Emir Sader: O catastrofismo, uma via para a catástrofe

O futuro se constrói abrindo novos horizontes, novas perspectivas, novas utopias, resgatando o que fomos capazes de construir.

por Emir Sader em 05/06/2015 - na Carta Maior


Emir Sader

- Seguir no labirinto ou jogar tudo pela janela? O falso dilema -
 
Quando a história nos coloca dilemas difíceis de resolver, o catastrofismo é um bom consolo: tudo vai para o pior dos mundos. Ou mudamos tudo radicalmente, abandonando tudo o que foi feito até aqui ou despencaremos inevitavelmente no abismo que nos aguarda ali na esquina.
 
Nessas visões coincidem vozes distintas.

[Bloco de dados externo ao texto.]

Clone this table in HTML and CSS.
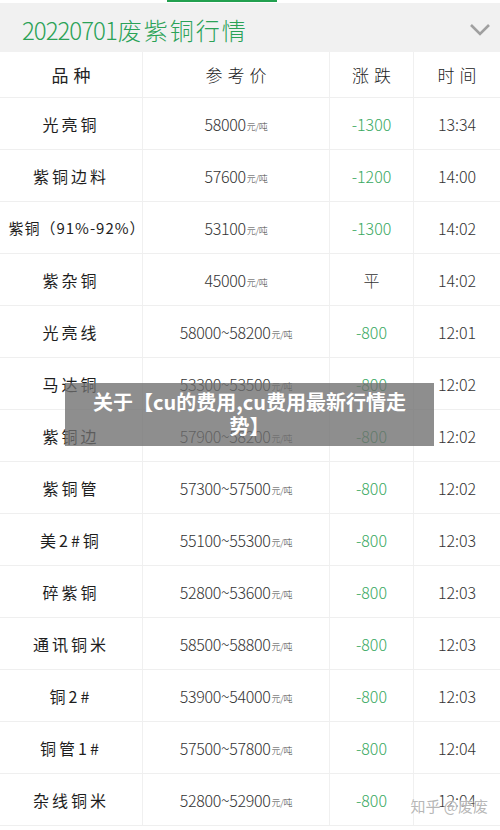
FILE: index.html
```html
<!DOCTYPE html>
<html lang="zh">
<head>
<meta charset="utf-8">
<link rel="stylesheet" href="styles.css">
</head>
<body>
<div class="page">
  <div class="topbar"><div class="indicator"></div></div>
  <div class="header">
    <div class="title">20220701<span class="cjk">废紫铜行情</span></div>
    <svg class="chevron" width="22" height="14" viewBox="0 0 22 14"><path d="M2 2 L11 11 L20 2" fill="none" stroke="#a0a0a0" stroke-width="2.6"/></svg>
  </div>
  <div class="table">
    <div class="row head"><div class="c c1">品种</div><div class="c c2">参考价</div><div class="c c3">涨跌</div><div class="c c4">时间</div></div>
    <div class="row"><div class="c c1">光亮铜</div><div class="c c2">58000<span class="u">元/吨</span></div><div class="c c3 g">-1300</div><div class="c c4">13:34</div></div>
    <div class="row"><div class="c c1">紫铜边料</div><div class="c c2">57600<span class="u">元/吨</span></div><div class="c c3 g">-1200</div><div class="c c4">14:00</div></div>
    <div class="row"><div class="c c1"><span class="nw">紫铜（91%-92%）</span></div><div class="c c2">53100<span class="u">元/吨</span></div><div class="c c3 g">-1300</div><div class="c c4">14:02</div></div>
    <div class="row"><div class="c c1">紫杂铜</div><div class="c c2">45000<span class="u">元/吨</span></div><div class="c c3">平</div><div class="c c4">14:02</div></div>
    <div class="row"><div class="c c1">光亮线</div><div class="c c2">58000~58200<span class="u">元/吨</span></div><div class="c c3 g">-800</div><div class="c c4">12:01</div></div>
    <div class="row"><div class="c c1">马达铜</div><div class="c c2">53300~53500<span class="u">元/吨</span></div><div class="c c3 g">-800</div><div class="c c4">12:02</div></div>
    <div class="row"><div class="c c1">紫铜边</div><div class="c c2">57900~58200<span class="u">元/吨</span></div><div class="c c3 g">-800</div><div class="c c4">12:02</div></div>
    <div class="row"><div class="c c1">紫铜管</div><div class="c c2">57300~57500<span class="u">元/吨</span></div><div class="c c3 g">-800</div><div class="c c4">12:02</div></div>
    <div class="row"><div class="c c1">美2#铜</div><div class="c c2">55100~55300<span class="u">元/吨</span></div><div class="c c3 g">-800</div><div class="c c4">12:03</div></div>
    <div class="row"><div class="c c1">碎紫铜</div><div class="c c2">52800~53600<span class="u">元/吨</span></div><div class="c c3 g">-800</div><div class="c c4">12:03</div></div>
    <div class="row"><div class="c c1">通讯铜米</div><div class="c c2">58500~58800<span class="u">元/吨</span></div><div class="c c3 g">-800</div><div class="c c4">12:03</div></div>
    <div class="row"><div class="c c1">铜2#</div><div class="c c2">53900~54000<span class="u">元/吨</span></div><div class="c c3 g">-800</div><div class="c c4">12:03</div></div>
    <div class="row"><div class="c c1">铜管1#</div><div class="c c2">57500~57800<span class="u">元/吨</span></div><div class="c c3 g">-800</div><div class="c c4">12:04</div></div>
    <div class="row"><div class="c c1">杂线铜米</div><div class="c c2">52800~52900<span class="u">元/吨</span></div><div class="c c3 g">-800</div><div class="c c4">12:04</div></div>
  </div>
  <div class="overlay">关于【cu的费用,cu费用最新行情走势】</div>
  <div class="watermark">知乎 @废废</div>
</div>
</body>
</html>
```
FILE: styles.css
```css
html, body {
  margin: 0;
  padding: 0;
  background: #ffffff;
}
body {
  width: 500px;
  height: 830px;
  overflow: hidden;
  font-family: "Noto Sans CJK SC", "Noto Sans", sans-serif;
}
.page {
  position: relative;
  width: 500px;
  height: 830px;
  overflow: hidden;
}
.topbar {
  height: 3px;
  background: #ffffff;
}
.indicator {
  margin-left: 167px;
  width: 110px;
  height: 2px;
  background: #22a04f;
}
.header {
  height: 49px;
  background: #f1f1f1;
  display: flex;
  align-items: center;
  justify-content: space-between;
  padding: 0 9px 0 22px;
}
.title {
  color: #2ba257;
  font-size: 24px;
  font-weight: 300;
  letter-spacing: -1px;
  line-height: 1;
  margin-top: 4px;
}
.title .cjk {
  letter-spacing: 2px;
  margin-left: 1px;
}
.chevron {
  margin-top: 4px;
}
.table {
  display: flex;
  flex-direction: column;
}
.row {
  display: grid;
  grid-template-columns: 143px 187px 84px 86px;
  height: 52px;
  border-bottom: 1px solid #efefef;
  box-sizing: border-box;
}
.row.head {
  height: 46px;
}
.c {
  display: flex;
  align-items: center;
  justify-content: center;
  color: #2a2a2a;
  font-size: 16px;
  white-space: nowrap;
  border-right: 1px solid #f0f0f0;
  box-sizing: border-box;
}
.c4 {
  border-right: none;
}
.head .c {
  font-size: 17px;
  letter-spacing: 5px;
  padding-left: 5px;
  color: #222;
}
.c1 {
  letter-spacing: 3px;
  font-size: 16px;
  color: #1e1e1e;
}
.c1 .nw {
  letter-spacing: 1px;
  font-size: 15px;
  margin-left: 12px;
}
.c2, .c3, .c4 {
  font-weight: 300;
  font-size: 16px;
  color: #333;
}
.c2 {
  letter-spacing: -0.3px;
}
.c2 .u {
  font-size: 9px;
  margin-left: 1px;
  margin-top: 5px;
  color: #444;
}
.g {
  color: #3aa962;
}
.overlay {
  position: absolute;
  left: 65px;
  top: 383px;
  width: 369px;
  height: 63px;
  box-sizing: border-box;
  padding: 7px 20px 0;
  background: rgba(110, 110, 110, 0.78);
  color: #ffffff;
  font-weight: 700;
  font-size: 20px;
  line-height: 24px;
  text-align: center;
}
.watermark {
  position: absolute;
  right: 12px;
  bottom: 14px;
  font-size: 15px;
  color: rgba(170, 170, 170, 0.85);
  text-shadow: 0 0 2px #fff, 0 0 2px #fff;
}
```
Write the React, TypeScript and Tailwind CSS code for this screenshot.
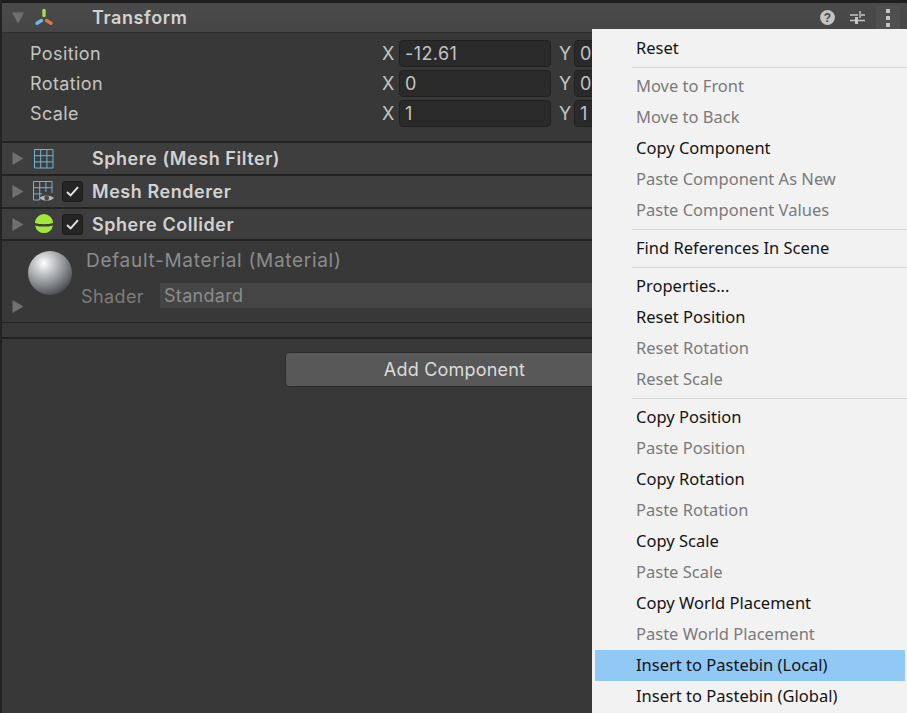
const menu: ([string, boolean] | null)[] = [
  ['Reset', true],
  null,
  ['Move to Front', false],
  ['Move to Back', false],
  ['Copy Component', true],
  ['Paste Component As New', false],
  ['Paste Component Values', false],
  null,
  ['Find References In Scene', true],
  null,
  ['Properties...', true],
  ['Reset Position', true],
  ['Reset Rotation', false],
  ['Reset Scale', false],
  null,
  ['Copy Position', true],
  ['Paste Position', false],
  ['Copy Rotation', true],
  ['Paste Rotation', false],
  ['Copy Scale', true],
  ['Paste Scale', false],
  ['Copy World Placement', true],
  ['Paste World Placement', false],
  ['Insert to Pastebin (Local)', true],
  ['Insert to Pastebin (Global)', true]
]

const TransformIcon = () => (
  <svg width="20" height="20" viewBox="0 0 20 20" fill="none" strokeWidth="3.4" strokeLinecap="round">
    <path d="M10 2.5V7.5" stroke="#a3e04a" />
    <path d="M7.5 12.5L3 15.2" stroke="#6cb8ea" />
    <path d="M12.5 12.5L17 15.2" stroke="#e0744a" />
  </svg>
)

const GridIcon = () => (
  <svg width="20" height="20" viewBox="0 0 20 20" fill="none" stroke="#6fb4d4" strokeWidth="1">
    <path d="M.5.5h18.5v18.5H.5zM.5 6.7H19M.5 12.9H19M6.7.5V19M12.9.5V19" />
  </svg>
)

const RendererIcon = () => (
  <svg width="22" height="22" viewBox="0 0 22 22" fill="none">
    <path d="M.5.5h18.5v11.5M.5.5v18.5h6M.5 6.7H19M.5 12.9H9M6.7.5V19M12.9.5V11" stroke="#6fb4d4" />
    <path d="M6.5 17C9 13.6 18 13.6 21 17C18 20.4 9 20.4 6.5 17Z" fill="#b8b8b8" />
    <circle cx="13.7" cy="17" r="2.4" fill="#4a4a4a" />
  </svg>
)

const ColliderIcon = () => (
  <svg width="20" height="20" viewBox="0 0 20 20">
    <path d="M1 9A9 9 0 0 1 19 9C14 10.6 6 10.6 1 9Z" fill="#a3e63c" />
    <path d="M1.1 11.4C6 13 14 13 18.9 11.4A9 9 0 0 1 1.1 11.4Z" fill="#a3e63c" />
  </svg>
)

const Sphere = () => (
  <svg width="44" height="44" viewBox="0 0 44 44">
    <defs>
      <radialGradient id="ball" cx="0.36" cy="0.28" r="0.8">
        <stop offset="0" stopColor="#ffffff" />
        <stop offset="0.22" stopColor="#d2d3d5" />
        <stop offset="0.6" stopColor="#8b8e92" />
        <stop offset="1" stopColor="#404143" />
      </radialGradient>
    </defs>
    <circle cx="22" cy="22" r="22" fill="url(#ball)" />
  </svg>
)

const Arrow = ({ down }: { down?: boolean }) => (
  <svg width="12" height="13" viewBox="0 0 12 13" fill="#707070">
    {down ? <path d="M0 1.5H12L6 12.5Z" /> : <path d="M.5 0L11.5 6.5L.5 13Z" />}
  </svg>
)

const Check = () => (
  <div className="flex items-center justify-center w-[21px] h-[21px] rounded-[3px] bg-[#252525] border border-[#1c1c1c]">
    <svg width="13" height="11" viewBox="0 0 13 11" fill="none" stroke="#e4e4e4" strokeWidth="2">
      <path d="M1 6L4.6 9.4L12 1.2" />
    </svg>
  </div>
)

const Field = ({ value, label }: { value: string; label: string }) => (
  <div className="flex items-center h-[30px] pl-[28px] text-[18px] tracking-[0.4px] text-[#c4c4c4]">
    <span className="w-[352px]">{label}</span>
    <span className="w-[17px]">X</span>
    <div className="flex items-center w-[152px] h-[27px] pl-[5px] bg-[#2a2a2a] border border-[#212121] rounded-[4px]">{value}</div>
    <span className="ml-[8px] w-[15px]">Y</span>
    <div className="flex items-center w-[100px] h-[27px] pl-[5px] bg-[#2a2a2a] border border-[#212121] rounded-[4px]">{value === '-12.61' ? '0' : value}</div>
  </div>
)

const Section = ({ icon, title, checked, className }: { icon: React.ReactNode; title: string; checked?: boolean; className: string }) => (
  <div className={`flex items-center pl-[10px] bg-[#3e3e3e] border-b-2 border-[#232323] ${className}`}>
    <Arrow />
    <div className="flex justify-center w-[32px] ml-[4px]">{icon}</div>
    <div className="w-[30px] ml-[2px] flex">{checked && <Check />}</div>
    <span className="text-[18px] font-semibold tracking-[0.55px] text-[#d2d2d2]">{title}</span>
  </div>
)

export default function App() {
  return (
    <div className="relative w-[907px] h-[713px] overflow-hidden bg-[#383838] font-['Inter',sans-serif] border-l-2 border-[#232323]">
      <div className="h-[3px] bg-[#1e1e1e] ml-[-2px]" />
      <div className="flex items-center h-[30px] pl-[10px] bg-gradient-to-b from-[#4a4a4a] to-[#464646] border-b border-[#303030]">
        <Arrow down />
        <div className="flex justify-center w-[32px] ml-[4px]"><TransformIcon /></div>
        <span className="ml-[32px] text-[18px] font-semibold tracking-[0.6px] text-[#d2d2d2]">Transform</span>
        <div className="flex items-center ml-auto mr-[7px] h-[29px]">
          <svg width="15" height="15" viewBox="0 0 15 15">
            <circle cx="7.5" cy="7.5" r="7.4" fill="#c4c4c4" />
            <text x="7.5" y="12" textAnchor="middle" fontSize="12" fontWeight="700" fill="#464646" fontFamily="Liberation Sans">?</text>
          </svg>
          <svg className="ml-[15px]" width="16" height="15" viewBox="0 0 16 15" fill="none" stroke="#c4c4c4" strokeWidth="1.4">
            <path d="M0 5H8M11 5H15M10 1V8M0 10.5H5M8 10.5H15" />
            <path d="M6.5 7V14" strokeWidth="3" />
          </svg>
          <div className="flex flex-col items-center justify-center gap-[3px] w-[24px] h-[24px] ml-[10px] bg-[#4f4f4f]">
            <div className="w-[4px] h-[4px] bg-[#c4c4c4]" />
            <div className="w-[4px] h-[4px] bg-[#c4c4c4]" />
            <div className="w-[4px] h-[4px] bg-[#c4c4c4]" />
          </div>
        </div>
      </div>
      <div className="pt-[5px] pb-[13px] border-b-2 border-[#232323]">
        <Field label="Position" value="-12.61" />
        <Field label="Rotation" value="0" />
        <Field label="Scale" value="1" />
      </div>
      <Section className="h-[33px]" icon={<GridIcon />} title="Sphere (Mesh Filter)" />
      <Section className="h-[33px]" icon={<RendererIcon />} title="Mesh Renderer" checked />
      <Section className="h-[32px]" icon={<ColliderIcon />} title="Sphere Collider" checked />
      <div className="relative h-[82px] border-b border-[#232323]">
        <div className="absolute left-[26px] top-[10px]"><Sphere /></div>
        <div className="absolute left-[10px] top-[59px]"><Arrow /></div>
        <div className="absolute left-[84px] top-[6px] text-[19px] tracking-[0.7px] text-[#8c8c8c]">Default-Material (Material)</div>
        <div className="absolute left-[79px] top-[42px] text-[18px] tracking-[0.4px] text-[#7c7c7c]">Shader</div>
        <div className="absolute left-[158px] top-[42px] flex items-center w-[440px] h-[25px] pl-[4px] bg-[#454545] text-[18px] tracking-[0.3px] text-[#8c8c8c]">Standard</div>
      </div>
      <div className="h-[16px] border-b-2 border-[#232323]" />
      <div className="flex justify-center pt-[13px]">
        <div className="flex items-center justify-center w-[340px] h-[35px] rounded-[4px] bg-[#585858] border border-[#2c2c2c] text-[18px] tracking-[0.2px] text-[#dcdcdc]">Add Component</div>
      </div>
      <div className="absolute left-[590px] top-[29px] w-[315px] pt-[4px] pb-[8px] pl-[3px] pr-[2px] bg-[#f2f2f2] font-['Noto_Sans',sans-serif] text-[16.5px]">
        {menu.map((item, i) =>
          item === null ? (
            <div key={i} className="h-[7px] flex items-center ml-[37px] mr-[-2px]">
              <div className="w-full h-px bg-[#d7d7d7]" />
            </div>
          ) : (
            <div
              key={i}
              className={`flex items-center h-[31px] pl-[41px] ${item[1] ? 'text-[#141414]' : 'text-[#7a7a7a]'} ${item[0] === 'Insert to Pastebin (Local)' ? 'bg-[#90c8f6]' : ''}`}
            >
              {item[0]}
            </div>
          )
        )}
      </div>
    </div>
  )
}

Por um lado, as bem intencionadas, que acusam como as formas predatórias de vida predominantes dilapidam os recursos naturais, aprofundam formas de vida irresponsáveis, fazem o mundo se aproximar de catástrofes naturais e sociais. São vozes que absolutizam tendências realmente existentes, sem levar em conta as contra tendências. É o problema de todo catastrofismo: isolam tendências e as projetam para o futuro, sem tomar em consideração as outras diretrizes igualmente presentes, de forma contraditória, na realidade concreta. Terminam se refugiando numa visão escatológica, que não capta os movimentos e as contra tendências que disputam a hegemonia no mundo realmente existentes. São vozes que sempre existiram e servem como chamados morais sobre os riscos presentes nos dilemas atuais, sem servir para orientar a construção de vias alternativas nos marcos históricos do mundo real.


 
Por outro, estão as aves de rapina, aquelas que só aparecem quando aparentemente não existem alternativas concretas e eles pretendem apontar para soluções messiânicas, que jogariam tudo pela janela, para aderir a suas visões intelectualistas e sem nenhum vínculo com a realidade concreta. São fabricantes de programas para todo politico que lhe solicite, de distintas tendências, dispostos a contratar seu verbo. São os mesmos que haviam anunciado catástrofes irresolúveis no fim do século passado e nunca se renderam aos avanços que países como o Brasil e outros da região conseguiram avançar, em meio a labirintos que pareciam insolúveis.
 
Simples é abandonar o caminho quando parece que todas as vias apontam para a mesma direção, quando parece que os labirintos nos condenam a repetir caminhos sem saída. Dificil é seguir a sábia orientação: de um labirinto se sai por cima, ao invés de ficar rodando interminavelmente pelos seus meandros de sempre.
 
O ceticismo que corre solto por aí, típico de época em que as alternativas não aparecem claras, joga tudo pela janela.  Como não valoriza a forma espetacular de reação dos governos progressistas latino-americanos a uma situação similar a esta – em que parecia que não se sairia mais nem do neoliberalismo, nem do endividamento com o FMI -,  afirma que nada de importante aconteceu neste século.
 
Senão, teria que valorizar que o continente mais desigual do mundo – e, dentro dele, em especial o Brasil, o pais mais desigual do continente mais desigual – tenha conseguido diminuir a pobreza, a miséria, a exclusão social e a desigualdade. Tendo construído, num marco internacional e recebendo uma herança maldita, um modelo que conseguiu retomar o crescimento econômico intrinsecamente vinculado à maior distribuição de renda que nossa historia já conheceu.
 
O Brasil precisa dar uma virada na sua trajetória. O esquema montado por Lula entrou em crise.  Mas a alternativa não pode desconhecer tudo o que foi construído. Ao contrário, terá como objetivo a forma de preservar e aprofundar tudo o que foi conquistado. Não se trata nem de retroceder ao que havia antes, nem de desconhecer tudo o que foi avançado.
 
O futuro se constrói abrindo novos horizontes, novas perspectivas, novas utopias, mas resgatando o que fomos capazes – contra vento e tempestade, contra todos os ceticismos e os catastrofismos – de construir.